Moreover, often students are far more up-to-date on the latest scholarship, theory, and thinking than those mired in service and teaching, and/or they have very specific (and often quite informed) views about the ways certain course material should be taught. That knowledge can be exercised as a form of intellectual power (and one I hope we generally welcome), but it can also be used to reinforce other forms of power and privilege. For example, I know several Black women professors in feminist courses who have had their syllabi challenged by their non-Black students because they are supposedly teaching too many white scholars or too much “canonical” work. This has happened even in cases when most of a syllabus is comprised of scholars of color and more recent works. In some instances, students have made their grievances known to a department chair or senior faculty member before questioning the professor who teaches the class. The students may have had legitimate concerns, but going directly to someone with more power than the professor is a problematic power move. It suggests both a level of disrespect for the professor’s intellectual choices and an understanding of the power the students hold in relation to that professor. I am making some blunt cuts around the different kinds of power people have, but I offer them as anecdotes to remind us that power is complicated and should be treated as such. And those power lines are even further complicated when considering contingent faculty of all kinds, relationships with department chairs and administrators, and even governing boards or legislators.

When we think about academic feminist relationships of all kinds as coalition work, I think it invites us to ask critical questions about difference and power so that we enter into such relationships intentionally and cautiously.

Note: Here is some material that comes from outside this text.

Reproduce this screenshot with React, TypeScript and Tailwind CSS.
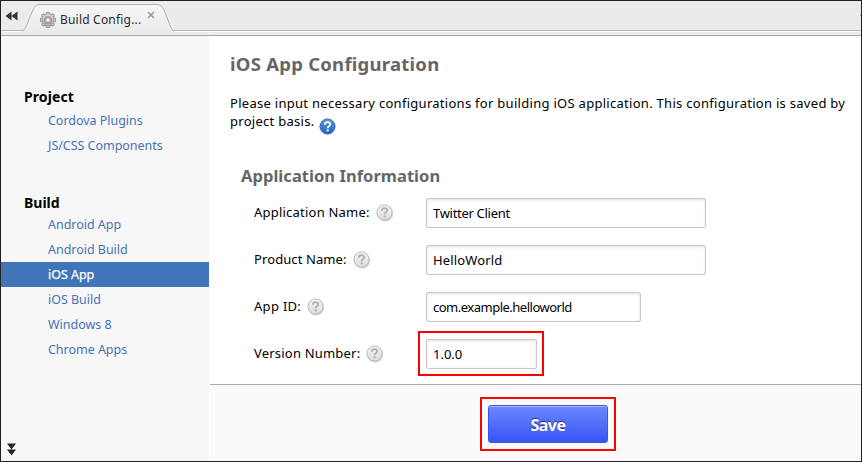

A coalition framework invites us to remember that our academic feminist relationships are political and that it is crucial to consider carefully the harms we can cause, and have caused, sometimes, oftentimes, without even realizing it. When students of color, for example, seek us out as feminist mentors in predominantly white departments, they are in a very precarious position. It may not be life or death, to return us to Johnson Reagon, but it may be. And, we may not know. For instance, I once mentored a brilliant queer, feminist, first-gen, graduate student. The student had a lot of mechanical issues with their writing and came to me for assistance, which I eagerly offered. To me, this student seemed smart and self-assured, so I didn’t shy away from offering them very critical but constructive feedback. I didn’t hear from them for a good long while after offering the feedback. When they finally surfaced, they reluctantly let me know that my feedback had catapulted them into a bout of extreme anxiety that felt immobilizing. I was stunned, but through conversing with them, I realized how my failure to more carefully frame my feedback in a way that emphasized the strengths as well as the weaknesses did significant damage. I had just come from teaching at an institution with almost all white and privileged students, and so doing this kind of care work had apparently stopped occurring to me. I have since worked hard never to repeat my errors, so that I can meet students where they are and support them in more appropriate ways. 

We thus must be transparent about and accountable to our differences and listen to those we want to support, for example, about what support means to them, while never shying away from erecting boundaries that are meaningful to us and that enable our own survival. And it is on this last point where things can also get complicated, particularly when students have an idea about what feminist mentorship, across many lines of difference, is supposed to look like, even more so perhaps when we’ve signaled to them one kind of relationality only to change course later. That difference, too, must be considered and tended to. I once had a queer feminist student of color with whom I was good friends before they entered the graduate program. When they entered the graduate program, they, rightfully I think, expected our friendship to continue as it had. I expected, without clearly communicating, that for the duration of their graduate program, our relationship would transition to something more professional. I assumed that it was obvious that if I maintained a close friendship with them while not offering the gesture of friendship to other students in the same way that I would be perceived as playing favorites. But this was not clear to a student who was new to graduate school, and it took some careful tending and hard conversations to come to a place where we could both understand where the other was coming from and come to an agreement about what our relationship would look like in this academic space. 

This work is hard. It is not, by nature, fatal. But doing it wrong, and I have done it wrong, can be very deeply damaging. It probably sounds too simple, but clear and honest communication is at the heart of effective coalition building. Thinking of our teaching and mentoring as coalition building is important, not so that we can glorify the possibilities of our coming together across difference, but so we can take those relationships with the dead seriousness that Johnson Reagon insists is necessary for coalition work. 

Works Cited

Johnson Reagon, Bernice. “Coalition Politics: Turning the Century.” Home Girls: A Black Feminist Anthology, edited by Barbara Smith, Kitchen Table: Woman of Color Press, 1983, pp. 356-69.   

Lorde, Audre. “Age, Race, Class, and Sex: Women Redefining Difference.” Sister Outsider: Essays and Speeches, The Crossing Press, 1984, pp. 114-23.